Hyekyoung Lee, Moo K. Chung, Hyejin Kang, Bung-Nyun Kim and Dong Soo Lee (2011), "Persistent network homology from the perspective of dendrograms," 17th Annual Meeting of the Organization for Human Brain Mapping (HBM), Quebec City, Canada, June 26-30, 2011.
You can download the data set and matlab codes from the file list below.
If you have any questions or comments, feel free to email me (hklee.brain@gmail.com).
--------------------------------------------------------------------------------------------------------------------------------
We generate 10 probability maps and sample 100 data points randomly from each map.
We have 200 datasets, 20 from C1, ..., 20 from C10. Each dataset has 100 data points in the 2-dimensional space.
>> load 'X.mat';
>> size(X)
ans =
100 2 200
Then, estimate their distance matrices, single linkage matrices, geodesic distance matrices and minimum spanning trees.
>> C = []; % distance matrix
>> D = []; % single linkage matrix
>> MST = []; % minimum spanning tree
>> for cv = 1:200 % for 200 datasets
>> C(:,:,cv) = sqrt(distance_between_mtx(X(:,:,cv),X(:,:,cv))); % estimate the distance between the data points
>> [D(:,:,cv),MST(:,:,cv)] = single_linkage_matrix(C(:,:,cv));
>> display(num2str([cv]));
>> end
The size of C, D and W are [100 100 200] and size of MST is [99 3 200].
Each row of MST consists of the indices of two nodes, which are connected by an edge, and its edge distance.
Visualize the distance matrices and single linkage matrices.
>> color_list = colormap(hot);
>> color_list = color_list(end:-1:1,:);
>> figure;
>> for i = 1:10
>> subplot(2,10,i);
>> % We plot the 8th dataset among 20 datasets generated by each probability map.
>> cv = 20*(i-1)+8;
>> imagesc(C(:,:,cv),[0 670]); colormap(color_list);
>> subplot(2,10,i+10);
>> imagesc(D(:,:,cv),[0 150]); colormap(color_list);
>> end
The barcode of connected components is a decreasing function depending on the death time of connected components because the birth time of connected components is always zero.

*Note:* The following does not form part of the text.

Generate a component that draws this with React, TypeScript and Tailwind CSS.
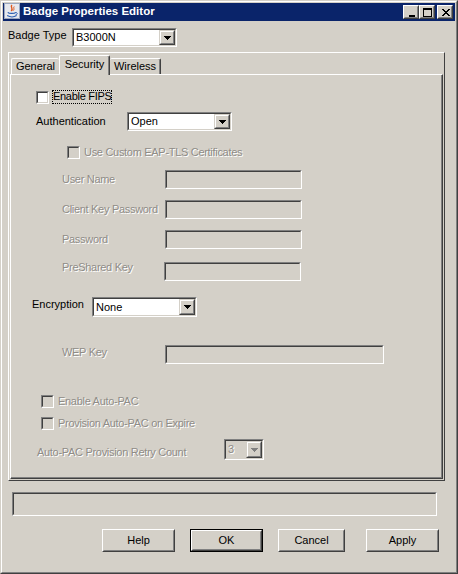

>> % The color of barcode representing each probability map.
>> S = 230; % saturation
>> V = 220; % brightness
>> H = [255/10:255/10:255]; % hue
>> color = [];
>> color = hsv2rgb([H' S*ones(10,1) V*ones(10,1)]/255);
>>
>> figure;
>> for i = 1:10
>> cv = 20*(i-1)+8;
>> plot([0; MST(:,3,cv); 300],[100 [99:-1:1] 1],'Color',color(i,:),'LineWidth',2);
>> hold on;
>> xlim([0 100]);
>> ylim([0 103]);
>> end
Depending on the connected structure of each dataset, the barcodes have different shapes.
We quantify the shape of barcode using the slope and kurtosis.
They are estimated as follows.
>> for cv = 1:200
>> [s(cv,1)] = slope_barcode(MST(:,3,cv));
>> [kurt(cv,1)] = kurtosis_barcode(MST(:,3,cv));
>> display(num2str(cv));
>> end
Visualize the kurtosises when the slopes are varied.
>> count = 1;
>> for i = 1:10
>> for cv = 1:20
>> plot(abs(s(count,1)),kurt(count,1),'o','MarkerEdgeColor','k',...
>> 'MarkerFaceColor',color(i,:),'MarkerSize',5); % ,'LineWidth',0.5);
>> hold on;
>> count = count + 1;
>> end
>> ylim([0 12]), xlim([0 3.5]);
>> end
Plot the dendrograms.
>> figure;
>> for i = 1:10
>> subplot(1,10,i);
>> cv = (i-1)*20+8;
>> max_dist(i) = dendrogram(MST(:,:,cv));
>> end
When the correspondence between two node sets is determined, the Gromov-Hausdorff distance is just the maximum distance between the single linkage matrices.
>> Dgh = [];
>> for i = 1:200
>> for j = 1:200
>> pair = correspondence(X(:,:,i),X(:,:,j));
>> Dgh(i,j) = max(max(abs(D(pair(:,1),pair(:,1),i) - D(pair(:,2),pair(:,2),j))));
>> display(num2str([i j]));
>> end
>> end
>> imagesc(Dgh/max(max(Dgh))), colormap(color_list); % the maximum is 1
Based on the GH distance matrix, we cluster 100 single linkage matrices to 10 groups using the Ward's cluster analysis.
>> ytrue = repmat([1:10],[20 1]);;
>> ytrue = reshape(ytrue,20*10,1);
>> acc_gh = cluster_accuracy(Dgh,ytrue,10);
>> acc_gh
acc_gh =
0.8700
We can also estimate the bottleneck distance and the clustering accuracy of it.
>> for i = 1:200
>> for j = 1:200
>> Dbottle(i,j) = bottleneck_distance([zeros(99,1) MST(:,3,i)],[zeros(99,1) MST(:,3,j)]);
>> display(num2str([i j]));
>> end
>> end
>> acc_bottle = cluster_accuracy(Dbottle,ytrue,10);
>> acc_bottle
acc_bottle =
0.2800